## Problem statement
All of the material should be reproduced exactly, with pictures left out.

## Source excerpt
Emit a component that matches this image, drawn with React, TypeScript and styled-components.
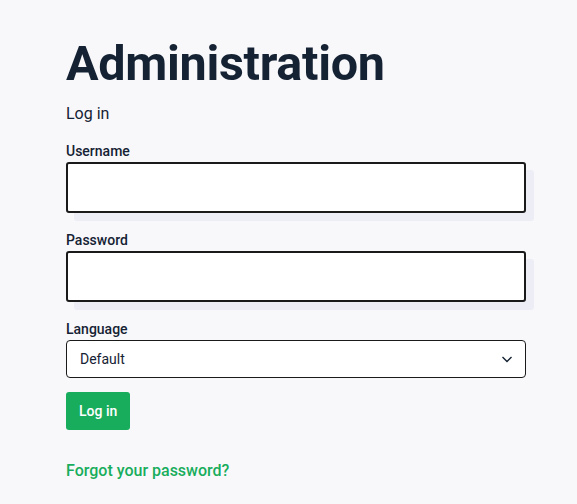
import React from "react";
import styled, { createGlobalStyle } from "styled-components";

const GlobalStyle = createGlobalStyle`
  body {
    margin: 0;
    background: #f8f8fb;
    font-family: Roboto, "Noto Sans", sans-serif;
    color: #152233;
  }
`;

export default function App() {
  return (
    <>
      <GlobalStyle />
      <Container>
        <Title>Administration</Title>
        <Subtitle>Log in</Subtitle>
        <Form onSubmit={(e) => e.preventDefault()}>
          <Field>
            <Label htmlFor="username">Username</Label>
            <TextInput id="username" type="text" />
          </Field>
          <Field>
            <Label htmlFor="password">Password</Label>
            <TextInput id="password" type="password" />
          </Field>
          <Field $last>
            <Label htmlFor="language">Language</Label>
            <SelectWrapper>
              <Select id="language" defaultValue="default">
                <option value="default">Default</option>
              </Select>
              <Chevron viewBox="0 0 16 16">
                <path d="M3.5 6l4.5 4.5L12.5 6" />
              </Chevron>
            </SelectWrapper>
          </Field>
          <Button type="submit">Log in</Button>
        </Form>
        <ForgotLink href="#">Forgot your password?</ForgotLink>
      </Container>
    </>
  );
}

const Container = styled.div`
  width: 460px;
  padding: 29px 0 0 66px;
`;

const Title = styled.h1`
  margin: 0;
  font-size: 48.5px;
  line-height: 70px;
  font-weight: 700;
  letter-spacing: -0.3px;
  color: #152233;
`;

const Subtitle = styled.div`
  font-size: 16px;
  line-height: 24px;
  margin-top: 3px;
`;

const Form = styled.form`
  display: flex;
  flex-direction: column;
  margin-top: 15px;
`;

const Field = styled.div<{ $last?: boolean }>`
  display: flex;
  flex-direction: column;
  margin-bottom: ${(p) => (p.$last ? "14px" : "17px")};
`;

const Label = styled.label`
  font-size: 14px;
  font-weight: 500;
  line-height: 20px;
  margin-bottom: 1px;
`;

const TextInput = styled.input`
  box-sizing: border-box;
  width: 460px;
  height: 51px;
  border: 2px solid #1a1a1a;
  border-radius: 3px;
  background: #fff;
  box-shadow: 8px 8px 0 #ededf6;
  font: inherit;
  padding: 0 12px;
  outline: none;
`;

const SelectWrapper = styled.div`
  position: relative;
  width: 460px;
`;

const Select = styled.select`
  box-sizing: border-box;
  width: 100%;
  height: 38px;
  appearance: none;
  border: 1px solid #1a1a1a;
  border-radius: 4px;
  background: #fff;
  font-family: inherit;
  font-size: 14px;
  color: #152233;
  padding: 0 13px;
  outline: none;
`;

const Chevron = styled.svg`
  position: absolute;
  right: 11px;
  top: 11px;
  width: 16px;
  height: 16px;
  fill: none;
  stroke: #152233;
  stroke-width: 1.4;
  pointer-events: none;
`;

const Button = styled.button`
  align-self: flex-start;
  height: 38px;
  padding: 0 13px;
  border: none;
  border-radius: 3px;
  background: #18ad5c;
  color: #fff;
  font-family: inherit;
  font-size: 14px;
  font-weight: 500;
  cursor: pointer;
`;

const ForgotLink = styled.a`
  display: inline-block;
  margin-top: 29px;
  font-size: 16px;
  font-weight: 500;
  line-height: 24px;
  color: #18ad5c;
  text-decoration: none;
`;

## Answer for the task
Emit a component that matches this image, drawn with React, TypeScript and styled-components.
import React from "react";
import styled, { createGlobalStyle } from "styled-components";

const GlobalStyle = createGlobalStyle`
  body {
    margin: 0;
    background: #f8f8fb;
    font-family: Roboto, "Noto Sans", sans-serif;
    color: #152233;
  }
`;

export default function App() {
  return (
    <>
      <GlobalStyle />
      <Container>
        <Title>Administration</Title>
        <Subtitle>Log in</Subtitle>
        <Form onSubmit={(e) => e.preventDefault()}>
          <Field>
            <Label htmlFor="username">Username</Label>
            <TextInput id="username" type="text" />
          </Field>
          <Field>
            <Label htmlFor="password">Password</Label>
            <TextInput id="password" type="password" />
          </Field>
          <Field $last>
            <Label htmlFor="language">Language</Label>
            <SelectWrapper>
              <Select id="language" defaultValue="default">
                <option value="default">Default</option>
              </Select>
              <Chevron viewBox="0 0 16 16">
                <path d="M3.5 6l4.5 4.5L12.5 6" />
              </Chevron>
            </SelectWrapper>
          </Field>
          <Button type="submit">Log in</Button>
        </Form>
        <ForgotLink href="#">Forgot your password?</ForgotLink>
      </Container>
    </>
  );
}

const Container = styled.div`
  width: 460px;
  padding: 29px 0 0 66px;
`;

const Title = styled.h1`
  margin: 0;
  font-size: 48.5px;
  line-height: 70px;
  font-weight: 700;
  letter-spacing: -0.3px;
  color: #152233;
`;

const Subtitle = styled.div`
  font-size: 16px;
  line-height: 24px;
  margin-top: 3px;
`;

const Form = styled.form`
  display: flex;
  flex-direction: column;
  margin-top: 15px;
`;

const Field = styled.div<{ $last?: boolean }>`
  display: flex;
  flex-direction: column;
  margin-bottom: ${(p) => (p.$last ? "14px" : "17px")};
`;

const Label = styled.label`
  font-size: 14px;
  font-weight: 500;
  line-height: 20px;
  margin-bottom: 1px;
`;

const TextInput = styled.input`
  box-sizing: border-box;
  width: 460px;
  height: 51px;
  border: 2px solid #1a1a1a;
  border-radius: 3px;
  background: #fff;
  box-shadow: 8px 8px 0 #ededf6;
  font: inherit;
  padding: 0 12px;
  outline: none;
`;

const SelectWrapper = styled.div`
  position: relative;
  width: 460px;
`;

const Select = styled.select`
  box-sizing: border-box;
  width: 100%;
  height: 38px;
  appearance: none;
  border: 1px solid #1a1a1a;
  border-radius: 4px;
  background: #fff;
  font-family: inherit;
  font-size: 14px;
  color: #152233;
  padding: 0 13px;
  outline: none;
`;

const Chevron = styled.svg`
  position: absolute;
  right: 11px;
  top: 11px;
  width: 16px;
  height: 16px;
  fill: none;
  stroke: #152233;
  stroke-width: 1.4;
  pointer-events: none;
`;

const Button = styled.button`
  align-self: flex-start;
  height: 38px;
  padding: 0 13px;
  border: none;
  border-radius: 3px;
  background: #18ad5c;
  color: #fff;
  font-family: inherit;
  font-size: 14px;
  font-weight: 500;
  cursor: pointer;
`;

const ForgotLink = styled.a`
  display: inline-block;
  margin-top: 29px;
  font-size: 16px;
  font-weight: 500;
  line-height: 24px;
  color: #18ad5c;
  text-decoration: none;
`;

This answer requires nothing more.